Dans les discours sur la violence, il est souvent difficile de sortir du simplisme opposant un agresseur et sa victime, en particulier lorsqu’il s’agit d’évoquer le problème à l’échelle de la société ou d’institutions comme l’école. L’agresseur, ce serait une certaine jeunesse, ou bien l’environnement social, diront plus pudiquement ceux qui veulent éviter d’accuser les jeunes ; la victime serait l’école en général, les enseignants en particulier. Ne reste plus alors qu’à trouver les bons moyens pour sévir contre l’agresseur, « le sauvageon », « la racaille », « le jeune sans repères », les empêcher de nuire en les plaçant dans des « établissements adaptés » où ils ne perturberont plus la vie des autres », et protéger la victime, par des portiques, des caméras, des mesures de « sanctuarisation ». C’est un raisonnement « de bon sens » en réaction immédiate à une agression précise. Protéger, alerter, secourir, c’est le b. a.-ba de l’intervention en urgence. S’atteler au problème social des violences scolaires, c’est tout autre chose.
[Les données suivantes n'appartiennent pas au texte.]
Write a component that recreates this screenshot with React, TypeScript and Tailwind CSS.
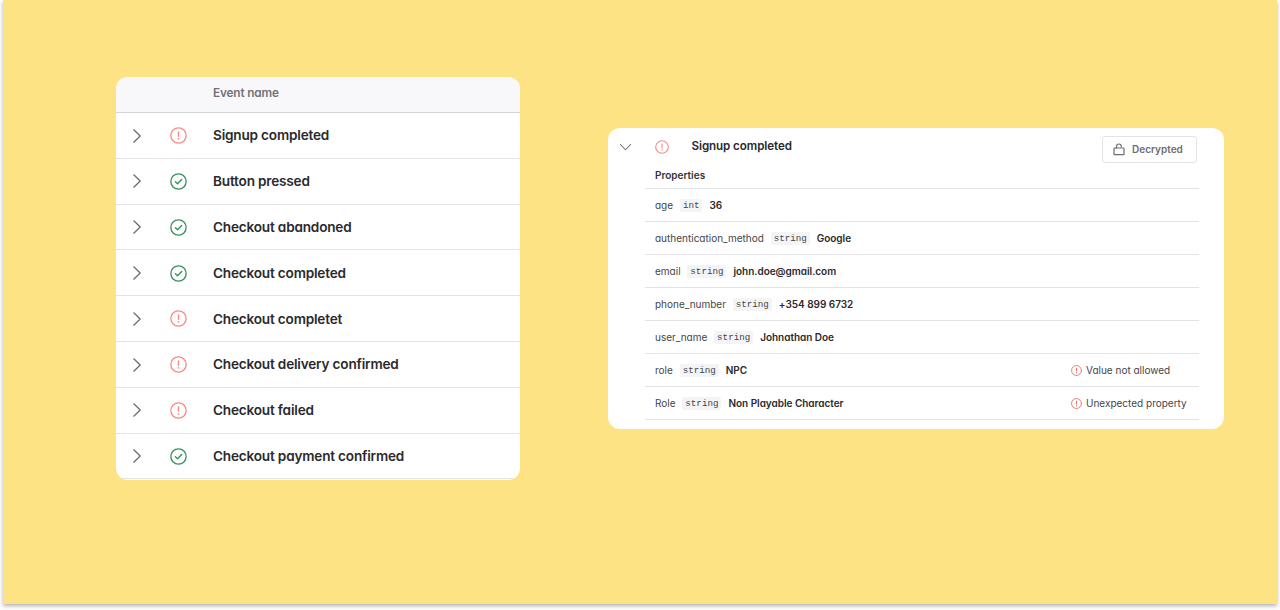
import clsx from "clsx";

type Status = "ok" | "error";

const events: { name: string; status: Status }[] = [
  { name: "Signup completed", status: "error" },
  { name: "Button pressed", status: "ok" },
  { name: "Checkout abandoned", status: "ok" },
  { name: "Checkout completed", status: "ok" },
  { name: "Checkout completet", status: "error" },
  { name: "Checkout delivery confirmed", status: "error" },
  { name: "Checkout failed", status: "error" },
  { name: "Checkout payment confirmed", status: "ok" },
];

const properties: { name: string; type: string; value: string; error?: string }[] = [
  { name: "age", type: "int", value: "36" },
  { name: "authentication_method", type: "string", value: "Google" },
  { name: "email", type: "string", value: "john.doe@gmail.com" },
  { name: "phone_number", type: "string", value: "+354 899 6732" },
  { name: "user_name", type: "string", value: "Johnathan Doe" },
  { name: "role", type: "string", value: "NPC", error: "Value not allowed" },
  { name: "Role", type: "string", value: "Non Playable Character", error: "Unexpected property" },
];

function StatusIcon({ status, className }: { status: Status; className?: string }) {
  return (
    <svg
      viewBox="0 0 16 16"
      fill="none"
      stroke="currentColor"
      strokeLinecap="round"
      strokeLinejoin="round"
      className={clsx("shrink-0", className)}
    >
      <circle cx="8" cy="8" r="7.2" strokeWidth="1.25" />
      {status === "ok" ? (
        <path d="M5.1 8.3l2 1.9 3.9-4" strokeWidth="1.3" />
      ) : (
        <>
          <path d="M8 4.6v4.2" strokeWidth="1.35" />
          <circle cx="8" cy="11.1" r="0.85" fill="currentColor" stroke="none" />
        </>
      )}
    </svg>
  );
}

function Chevron({ className }: { className?: string }) {
  return (
    <svg
      viewBox="0 0 8 14"
      fill="none"
      stroke="currentColor"
      strokeWidth="1.2"
      strokeLinecap="round"
      strokeLinejoin="round"
      className={clsx("shrink-0", className)}
    >
      <path d="M0.8 0.8L7.2 7L0.8 13.2" />
    </svg>
  );
}

function LockIcon() {
  return (
    <svg
      viewBox="0 0 12 13"
      fill="none"
      stroke="currentColor"
      strokeWidth="1.2"
      strokeLinejoin="round"
      strokeLinecap="round"
      className="h-[13px] w-3 shrink-0"
    >
      <rect x="1" y="5" width="10" height="6.6" rx="0.6" />
      <path d="M3.5 5V3.4a2.4 2.4 0 0 1 4.8 0v.3" />
    </svg>
  );
}

function EventList() {
  return (
    <div className="mt-[77px] ml-[113px] h-[403px] w-[404px] overflow-hidden rounded-xl bg-white">
      <div className="flex h-9 items-center border-b border-[#d4d4d9] bg-[#f8f8fb] pb-px pl-[97px] text-[11.8px] font-semibold tracking-[-0.15px] text-[#737377]">
        Event name
      </div>
      {events.map((event) => (
        <div key={event.name} className="flex h-[45.8px] items-center border-b border-[#e3e3e6] pt-[0.5px] pl-[17px]">
          <Chevron className="h-[14px] w-2 text-[#6a6a6e]" />
          <StatusIcon
            status={event.status}
            className={clsx(
              "ml-[29px] h-[17px] w-[17px]",
              event.status === "ok" ? "text-[#36915f]" : "text-[#f98b84]"
            )}
          />
          <span className="ml-[26px] text-[13.6px] font-semibold tracking-[-0.19px] text-[#2a2a2d]">
            {event.name}
          </span>
        </div>
      ))}
    </div>
  );
}

function EventDetails() {
  return (
    <div className="mt-32 ml-[88px] h-[301px] w-[616px] rounded-xl bg-white">
      <div className="flex h-[37px] pl-[11px]">
        <div className="flex h-[37px] items-center">
          <span className="flex w-3 justify-center">
            <Chevron className="h-[12px] w-[7px] rotate-90 text-[#6a6a6e]" />
          </span>
          <StatusIcon status="error" className="ml-6 h-[14px] w-[14px] text-[#f98b84]" />
          <span className="ml-[22.5px] pt-px text-[11.6px] font-semibold tracking-[-0.08px] text-[#2a2a2d]">
            Signup completed
          </span>
        </div>
        <button className="mt-2 mr-[27px] ml-auto flex h-[27px] w-[95px] items-center rounded-[3px] border border-[#e3e3e6] pl-[10px] text-[10px] font-semibold text-[#6d6d71]">
          <LockIcon />
          <span className="ml-[7px]">Decrypted</span>
        </button>
      </div>
      <div className="mr-[25px] ml-[37px] text-[10px] text-[#454549]">
        <div className="flex h-6 items-center border-b border-[#e3e3e6] pb-[2px] pl-[10px] font-semibold text-[#333336]">
          Properties
        </div>
        {properties.map((prop) => (
          <div key={prop.name} className="flex h-[33.05px] items-center border-b border-[#e3e3e6] pt-px pl-[10px]">
            <span>{prop.name}</span>
            <code className="ml-[6.8px] flex h-[13px] items-center rounded-[2px] bg-[#f4f4f6] px-[3px] font-['Liberation_Mono',monospace] text-[9.2px] text-[#454549]">
              {prop.type}
            </code>
            <span className="ml-[7px] font-semibold tracking-[-0.03px] text-[#2a2a2d]">{prop.value}</span>
            {prop.error && (
              <span className="ml-auto flex w-[128px] items-center gap-1">
                <StatusIcon status="error" className="h-[11px] w-[11px] text-[#ee6661]" />
                {prop.error}
              </span>
            )}
          </div>
        ))}
      </div>
    </div>
  );
}

export default function App() {
  return (
    <div className="h-[610px] w-[1280px] overflow-hidden bg-white px-[3px] font-['Inter',sans-serif] [font-feature-settings:'cv11']">
      <div className="flex h-[604px] items-start bg-[#fde384] shadow-[0_2px_4px_rgba(0,0,0,0.3)]">
        <EventList />
        <EventDetails />
      </div>
    </div>
  );
}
Que les évolutions sociales comme le creusement des inégalités, l’évolution des figures et des rapports d’autorité, l’érosion des modèles parentaux, la violence du pouvoir par l’argent, la domination d’un modèle de consommation, aient des conséquences fortes sur la vie des classes des établissements, certes ; mais l’école reste pour autant une institution influençant de façon considérable la jeunesse, la société dans son ensemble. Les contenus d’apprentissage, la constitution des classes, les modalités d’évaluation, de sélection, les relations entre les adultes et les jeunes, tout cela fait des établissements scolaires des lieux où les jeunes apprennent bien des valeurs et des comportements : on voudrait que ce soit l’émancipation, l’autonomie, la vie en collectivité, c’est aussi souvent l’ennui, l’individualisme, l’absence d’enjeux, la déconsidération de soi face à des échecs répétés. Oui, les jeunes d’aujourd’hui sont aussi ce que l’école en fait. Si les jeunes ont des comportements violents vis-à-vis de l’école, de ses enseignants, des autres jeunes qui la fréquentent, l’école n’y est pas pour rien, et elle y peut quelque chose. On peut penser qu’elle est encore trop marquée par les pesanteurs héritées du passé, encore trop élitiste, et qu’elle a bien besoin d’évolutions profondes. Mais sans attendre d’incertaines échéances, nous devons au moins faire en sorte dès maintenant qu’elle soit exemplaire en matière de violence, à tous les niveaux.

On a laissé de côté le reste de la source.